Ms. Fredrickson of Coutorture.com said that “this year has been the best yet” for access —besides Ms. Cutrone’s, that is. “I think a blogger is so much more likely to get more coverage about a designer than, like, an assistant accessories editor from Marie Claire who might feature a shoe of theirs on like page 132,” she added.
Still, most Fashion Week publicists seem overwhelmingly concerned with old-media fashion writers. Surely they are more familiar. But the glossies also have a different relationship with the fashion houses, designers and publicists who fund their print publications with advertising and offer access. Blogs are a riskier affair: Writers tend to say what they want about a designer without worrying about access to interviews, and they can attract ads by building their traffic, which seems to increase commensurately with the level of cattiness or attitude.
One major PR firm submitted this statement to The Observer, requesting anonymity, perhaps partially in fear of blogger retaliation.
“[B]logs give ANYONE the power to publish an opinion, being accredited by the industry or not. Since blogs are usually ‘normal people’ who speak from a ‘love it or leave it’ standpoint they usually do not review with the same things in mind, i.e. past collections changes in trends etc. Rarely are they experts or individuals with professional expertise on the subject, and therefore generally put a very strong opinion out to the world for readers, regardless of its credibility … at the end of the day they still do not compare to the credibility [of] nor have they completely replaced the traditional print media.”
(We always knew normal people didn’t belong at Fashion Week!)

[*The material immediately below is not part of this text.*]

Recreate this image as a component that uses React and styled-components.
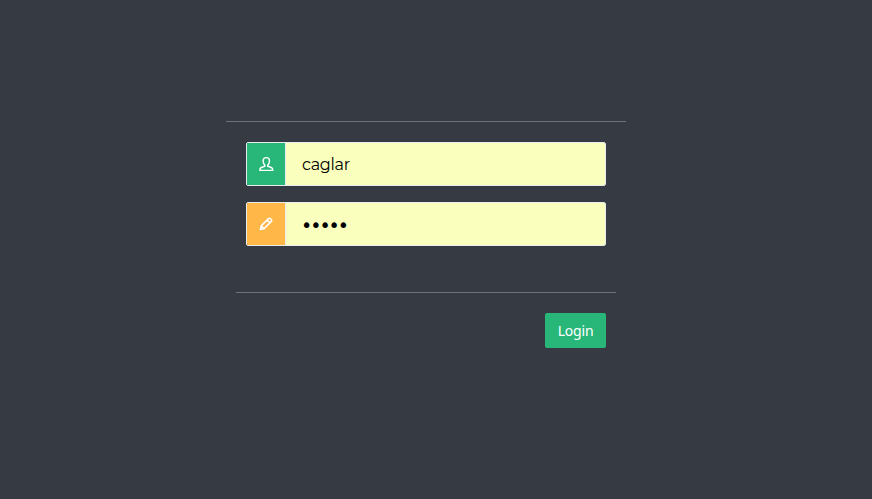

Ms. Cutrone seconded that idea.
“I don’t want to sound completely outdated because I’m in fashion and we’re not the quickest as far as technology goes,” Ms. Cutrone said. “But at this point in time, the blogging world is the Wild West. It’s a new media, and we’re all the rats in the laboratory in what this is going to mean. … Once something has been said, it’s like taking a nail and putting it in a piece of wood. You can take the nail out, but the hole is still there. Once it’s up on the Internet, you can’t get it off; it’s just there forever.”